Jay Maisel on 'How to be a better photographer'

You constantly assume that, because you don't understand something or you don't know something or you didn't think of something, that it doesn't exist. Then you write these stream of consciousness things about what you think - as if you are inventing the entire world of photography.

You are the one who should get over yourself.
 
You constantly assume that, because you don't understand something or you don't know something or you didn't think of something, that it doesn't exist. Then you write these stream of consciousness things about what you think - as if you are inventing the entire world of photography.

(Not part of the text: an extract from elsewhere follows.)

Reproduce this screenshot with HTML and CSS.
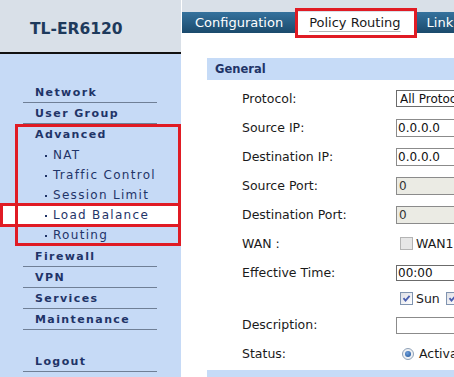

You are the one who should get over yourself.
i started this 22 years ago. you should find someone that started this six months ago to feed this chit too. Granted, a lot i still dont know. But i know enough to throw most of what you say under the bus.. Unless, you actually have something you can actually teach me, that i find worthwhile. Unless that happens, i dont need the he said she said. Go find a new person, like a real new person. Like a fifteen year old that just bought his first camera.
 
Here's my take on Maisel: He, like Bresson and other greats use an 'artists eye', not a technical photographers eye. Bresson began as an artist painting and drawing, then moved into photography. In the early '70s he quit taking pictures and went back to drawing and painting. He states clearly that he was always foremost a painter, and drawer. Another current photographer of some re-known is Art Wolfe, who has the same background and often says that he is composing a 'painting' when he shoots, even shows comparisons sometimes. Adams was at the other end of the scale, he composed photographic shots, in fact his little group was formed for that specific purpose....they were master craftsmen, with superb eyes for composition. Notice that neither group spent much if any time trying to imitate paintings, or drawings: they spoke against such an approach. That they did similar compositions was due primarily to the fact that there are in reality a finite number of ways to compose realistic paintings, and photos.

Thiss thred is no place to begin a he's better, than her argument which is pointless at any time. The video clearly explains how the artist, and his eye approaches photography....and it does it clearly and succinctly in my opinion.